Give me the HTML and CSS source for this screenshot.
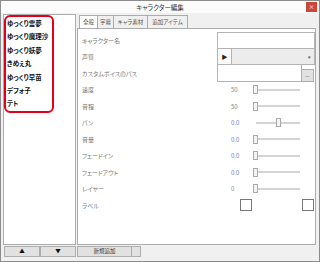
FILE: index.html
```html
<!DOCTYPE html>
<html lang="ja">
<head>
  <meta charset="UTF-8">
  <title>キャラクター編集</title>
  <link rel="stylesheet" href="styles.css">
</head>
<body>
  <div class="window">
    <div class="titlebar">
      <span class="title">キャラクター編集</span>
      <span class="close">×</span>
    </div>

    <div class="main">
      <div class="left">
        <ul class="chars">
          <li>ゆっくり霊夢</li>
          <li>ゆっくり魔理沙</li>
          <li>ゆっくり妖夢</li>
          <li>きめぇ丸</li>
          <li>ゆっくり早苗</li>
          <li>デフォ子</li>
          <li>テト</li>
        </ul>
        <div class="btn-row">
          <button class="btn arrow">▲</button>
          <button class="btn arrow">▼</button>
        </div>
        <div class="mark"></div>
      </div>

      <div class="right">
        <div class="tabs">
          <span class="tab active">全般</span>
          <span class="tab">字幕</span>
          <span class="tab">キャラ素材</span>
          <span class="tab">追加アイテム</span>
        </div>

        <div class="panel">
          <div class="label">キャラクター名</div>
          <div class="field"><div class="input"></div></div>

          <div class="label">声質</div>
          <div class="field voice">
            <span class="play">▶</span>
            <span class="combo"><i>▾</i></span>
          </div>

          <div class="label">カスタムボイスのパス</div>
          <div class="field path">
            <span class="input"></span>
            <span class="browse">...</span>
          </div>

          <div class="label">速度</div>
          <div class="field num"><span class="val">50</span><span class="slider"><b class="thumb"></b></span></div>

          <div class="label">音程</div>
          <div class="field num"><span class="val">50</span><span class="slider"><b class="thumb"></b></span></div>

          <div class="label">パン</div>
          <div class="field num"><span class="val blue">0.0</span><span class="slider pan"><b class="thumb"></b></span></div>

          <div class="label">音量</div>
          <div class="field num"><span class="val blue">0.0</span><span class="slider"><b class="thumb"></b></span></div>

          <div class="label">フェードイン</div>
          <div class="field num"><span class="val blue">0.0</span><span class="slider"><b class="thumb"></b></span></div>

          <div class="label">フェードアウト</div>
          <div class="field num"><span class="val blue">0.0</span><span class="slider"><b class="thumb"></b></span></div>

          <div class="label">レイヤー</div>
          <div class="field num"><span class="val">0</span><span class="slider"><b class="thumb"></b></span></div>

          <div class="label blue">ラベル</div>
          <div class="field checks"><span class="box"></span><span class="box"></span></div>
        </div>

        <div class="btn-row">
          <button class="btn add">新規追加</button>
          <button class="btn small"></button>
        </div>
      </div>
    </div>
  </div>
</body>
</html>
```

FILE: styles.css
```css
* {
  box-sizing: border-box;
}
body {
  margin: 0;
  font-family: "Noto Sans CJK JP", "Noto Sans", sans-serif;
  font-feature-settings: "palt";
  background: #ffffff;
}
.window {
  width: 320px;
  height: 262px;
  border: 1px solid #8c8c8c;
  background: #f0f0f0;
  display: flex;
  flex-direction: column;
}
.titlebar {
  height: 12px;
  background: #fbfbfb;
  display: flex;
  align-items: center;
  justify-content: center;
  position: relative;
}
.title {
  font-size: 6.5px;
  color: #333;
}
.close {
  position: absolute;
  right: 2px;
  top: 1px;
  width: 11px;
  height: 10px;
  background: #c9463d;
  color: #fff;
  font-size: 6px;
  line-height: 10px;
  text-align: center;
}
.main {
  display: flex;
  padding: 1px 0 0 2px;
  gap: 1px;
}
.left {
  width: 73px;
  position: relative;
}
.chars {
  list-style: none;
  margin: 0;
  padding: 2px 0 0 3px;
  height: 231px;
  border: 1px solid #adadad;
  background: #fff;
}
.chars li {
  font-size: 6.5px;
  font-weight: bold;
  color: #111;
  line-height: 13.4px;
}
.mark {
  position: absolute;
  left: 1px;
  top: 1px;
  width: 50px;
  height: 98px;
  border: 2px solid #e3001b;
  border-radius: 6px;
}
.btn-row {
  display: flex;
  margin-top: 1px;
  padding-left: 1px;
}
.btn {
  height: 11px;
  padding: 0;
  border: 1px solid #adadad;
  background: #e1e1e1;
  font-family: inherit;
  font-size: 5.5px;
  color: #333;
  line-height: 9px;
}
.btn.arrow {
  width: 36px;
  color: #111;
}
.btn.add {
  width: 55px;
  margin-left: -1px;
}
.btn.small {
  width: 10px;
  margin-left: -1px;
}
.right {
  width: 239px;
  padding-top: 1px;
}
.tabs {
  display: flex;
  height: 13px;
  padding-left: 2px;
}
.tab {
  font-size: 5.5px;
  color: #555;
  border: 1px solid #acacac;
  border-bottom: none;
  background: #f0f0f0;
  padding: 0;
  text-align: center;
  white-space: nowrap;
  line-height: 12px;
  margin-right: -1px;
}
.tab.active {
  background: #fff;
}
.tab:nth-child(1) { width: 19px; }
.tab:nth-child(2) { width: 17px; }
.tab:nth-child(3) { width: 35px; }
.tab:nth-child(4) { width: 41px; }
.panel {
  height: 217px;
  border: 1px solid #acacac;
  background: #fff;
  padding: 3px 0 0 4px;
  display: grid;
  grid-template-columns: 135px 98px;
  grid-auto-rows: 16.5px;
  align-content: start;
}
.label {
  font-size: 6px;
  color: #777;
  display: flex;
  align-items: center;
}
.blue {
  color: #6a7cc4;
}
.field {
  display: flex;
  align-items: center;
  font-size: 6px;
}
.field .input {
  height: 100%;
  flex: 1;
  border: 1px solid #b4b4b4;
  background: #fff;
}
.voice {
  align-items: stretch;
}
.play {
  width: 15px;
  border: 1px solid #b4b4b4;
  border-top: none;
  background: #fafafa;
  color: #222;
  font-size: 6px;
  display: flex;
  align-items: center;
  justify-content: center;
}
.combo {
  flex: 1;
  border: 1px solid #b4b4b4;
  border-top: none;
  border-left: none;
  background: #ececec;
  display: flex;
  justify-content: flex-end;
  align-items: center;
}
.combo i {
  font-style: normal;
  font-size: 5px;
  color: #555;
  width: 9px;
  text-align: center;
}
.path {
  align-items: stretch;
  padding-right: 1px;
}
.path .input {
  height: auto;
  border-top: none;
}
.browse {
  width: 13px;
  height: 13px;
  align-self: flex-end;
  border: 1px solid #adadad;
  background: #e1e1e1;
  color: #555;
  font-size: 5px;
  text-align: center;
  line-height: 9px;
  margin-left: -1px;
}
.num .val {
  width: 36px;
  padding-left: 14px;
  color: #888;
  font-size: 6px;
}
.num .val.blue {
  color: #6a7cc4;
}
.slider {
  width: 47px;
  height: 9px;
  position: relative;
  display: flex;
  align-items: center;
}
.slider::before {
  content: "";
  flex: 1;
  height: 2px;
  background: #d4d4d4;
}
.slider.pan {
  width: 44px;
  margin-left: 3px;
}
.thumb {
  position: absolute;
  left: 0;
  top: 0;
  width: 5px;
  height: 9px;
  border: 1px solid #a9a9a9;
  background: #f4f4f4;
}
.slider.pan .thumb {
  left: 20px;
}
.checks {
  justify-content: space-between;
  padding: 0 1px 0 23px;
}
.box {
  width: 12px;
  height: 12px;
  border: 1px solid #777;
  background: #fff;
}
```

_Stated exercise_
Set the pictures aside and transcribe the data above exactly.

_Solution to this exercise_
Give me the HTML and CSS source for this screenshot.
FILE: index.html
```html
<!DOCTYPE html>
<html lang="ja">
<head>
  <meta charset="UTF-8">
  <title>キャラクター編集</title>
  <link rel="stylesheet" href="styles.css">
</head>
<body>
  <div class="window">
    <div class="titlebar">
      <span class="title">キャラクター編集</span>
      <span class="close">×</span>
    </div>

    <div class="main">
      <div class="left">
        <ul class="chars">
          <li>ゆっくり霊夢</li>
          <li>ゆっくり魔理沙</li>
          <li>ゆっくり妖夢</li>
          <li>きめぇ丸</li>
          <li>ゆっくり早苗</li>
          <li>デフォ子</li>
          <li>テト</li>
        </ul>
        <div class="btn-row">
          <button class="btn arrow">▲</button>
          <button class="btn arrow">▼</button>
        </div>
        <div class="mark"></div>
      </div>

      <div class="right">
        <div class="tabs">
          <span class="tab active">全般</span>
          <span class="tab">字幕</span>
          <span class="tab">キャラ素材</span>
          <span class="tab">追加アイテム</span>
        </div>

        <div class="panel">
          <div class="label">キャラクター名</div>
          <div class="field"><div class="input"></div></div>

          <div class="label">声質</div>
          <div class="field voice">
            <span class="play">▶</span>
            <span class="combo"><i>▾</i></span>
          </div>

          <div class="label">カスタムボイスのパス</div>
          <div class="field path">
            <span class="input"></span>
            <span class="browse">...</span>
          </div>

          <div class="label">速度</div>
          <div class="field num"><span class="val">50</span><span class="slider"><b class="thumb"></b></span></div>

          <div class="label">音程</div>
          <div class="field num"><span class="val">50</span><span class="slider"><b class="thumb"></b></span></div>

          <div class="label">パン</div>
          <div class="field num"><span class="val blue">0.0</span><span class="slider pan"><b class="thumb"></b></span></div>

          <div class="label">音量</div>
          <div class="field num"><span class="val blue">0.0</span><span class="slider"><b class="thumb"></b></span></div>

          <div class="label">フェードイン</div>
          <div class="field num"><span class="val blue">0.0</span><span class="slider"><b class="thumb"></b></span></div>

          <div class="label">フェードアウト</div>
          <div class="field num"><span class="val blue">0.0</span><span class="slider"><b class="thumb"></b></span></div>

          <div class="label">レイヤー</div>
          <div class="field num"><span class="val">0</span><span class="slider"><b class="thumb"></b></span></div>

          <div class="label blue">ラベル</div>
          <div class="field checks"><span class="box"></span><span class="box"></span></div>
        </div>

        <div class="btn-row">
          <button class="btn add">新規追加</button>
          <button class="btn small"></button>
        </div>
      </div>
    </div>
  </div>
</body>
</html>
```

FILE: styles.css
```css
* {
  box-sizing: border-box;
}
body {
  margin: 0;
  font-family: "Noto Sans CJK JP", "Noto Sans", sans-serif;
  font-feature-settings: "palt";
  background: #ffffff;
}
.window {
  width: 320px;
  height: 262px;
  border: 1px solid #8c8c8c;
  background: #f0f0f0;
  display: flex;
  flex-direction: column;
}
.titlebar {
  height: 12px;
  background: #fbfbfb;
  display: flex;
  align-items: center;
  justify-content: center;
  position: relative;
}
.title {
  font-size: 6.5px;
  color: #333;
}
.close {
  position: absolute;
  right: 2px;
  top: 1px;
  width: 11px;
  height: 10px;
  background: #c9463d;
  color: #fff;
  font-size: 6px;
  line-height: 10px;
  text-align: center;
}
.main {
  display: flex;
  padding: 1px 0 0 2px;
  gap: 1px;
}
.left {
  width: 73px;
  position: relative;
}
.chars {
  list-style: none;
  margin: 0;
  padding: 2px 0 0 3px;
  height: 231px;
  border: 1px solid #adadad;
  background: #fff;
}
.chars li {
  font-size: 6.5px;
  font-weight: bold;
  color: #111;
  line-height: 13.4px;
}
.mark {
  position: absolute;
  left: 1px;
  top: 1px;
  width: 50px;
  height: 98px;
  border: 2px solid #e3001b;
  border-radius: 6px;
}
.btn-row {
  display: flex;
  margin-top: 1px;
  padding-left: 1px;
}
.btn {
  height: 11px;
  padding: 0;
  border: 1px solid #adadad;
  background: #e1e1e1;
  font-family: inherit;
  font-size: 5.5px;
  color: #333;
  line-height: 9px;
}
.btn.arrow {
  width: 36px;
  color: #111;
}
.btn.add {
  width: 55px;
  margin-left: -1px;
}
.btn.small {
  width: 10px;
  margin-left: -1px;
}
.right {
  width: 239px;
  padding-top: 1px;
}
.tabs {
  display: flex;
  height: 13px;
  padding-left: 2px;
}
.tab {
  font-size: 5.5px;
  color: #555;
  border: 1px solid #acacac;
  border-bottom: none;
  background: #f0f0f0;
  padding: 0;
  text-align: center;
  white-space: nowrap;
  line-height: 12px;
  margin-right: -1px;
}
.tab.active {
  background: #fff;
}
.tab:nth-child(1) { width: 19px; }
.tab:nth-child(2) { width: 17px; }
.tab:nth-child(3) { width: 35px; }
.tab:nth-child(4) { width: 41px; }
.panel {
  height: 217px;
  border: 1px solid #acacac;
  background: #fff;
  padding: 3px 0 0 4px;
  display: grid;
  grid-template-columns: 135px 98px;
  grid-auto-rows: 16.5px;
  align-content: start;
}
.label {
  font-size: 6px;
  color: #777;
  display: flex;
  align-items: center;
}
.blue {
  color: #6a7cc4;
}
.field {
  display: flex;
  align-items: center;
  font-size: 6px;
}
.field .input {
  height: 100%;
  flex: 1;
  border: 1px solid #b4b4b4;
  background: #fff;
}
.voice {
  align-items: stretch;
}
.play {
  width: 15px;
  border: 1px solid #b4b4b4;
  border-top: none;
  background: #fafafa;
  color: #222;
  font-size: 6px;
  display: flex;
  align-items: center;
  justify-content: center;
}
.combo {
  flex: 1;
  border: 1px solid #b4b4b4;
  border-top: none;
  border-left: none;
  background: #ececec;
  display: flex;
  justify-content: flex-end;
  align-items: center;
}
.combo i {
  font-style: normal;
  font-size: 5px;
  color: #555;
  width: 9px;
  text-align: center;
}
.path {
  align-items: stretch;
  padding-right: 1px;
}
.path .input {
  height: auto;
  border-top: none;
}
.browse {
  width: 13px;
  height: 13px;
  align-self: flex-end;
  border: 1px solid #adadad;
  background: #e1e1e1;
  color: #555;
  font-size: 5px;
  text-align: center;
  line-height: 9px;
  margin-left: -1px;
}
.num .val {
  width: 36px;
  padding-left: 14px;
  color: #888;
  font-size: 6px;
}
.num .val.blue {
  color: #6a7cc4;
}
.slider {
  width: 47px;
  height: 9px;
  position: relative;
  display: flex;
  align-items: center;
}
.slider::before {
  content: "";
  flex: 1;
  height: 2px;
  background: #d4d4d4;
}
.slider.pan {
  width: 44px;
  margin-left: 3px;
}
.thumb {
  position: absolute;
  left: 0;
  top: 0;
  width: 5px;
  height: 9px;
  border: 1px solid #a9a9a9;
  background: #f4f4f4;
}
.slider.pan .thumb {
  left: 20px;
}
.checks {
  justify-content: space-between;
  padding: 0 1px 0 23px;
}
.box {
  width: 12px;
  height: 12px;
  border: 1px solid #777;
  background: #fff;
}
```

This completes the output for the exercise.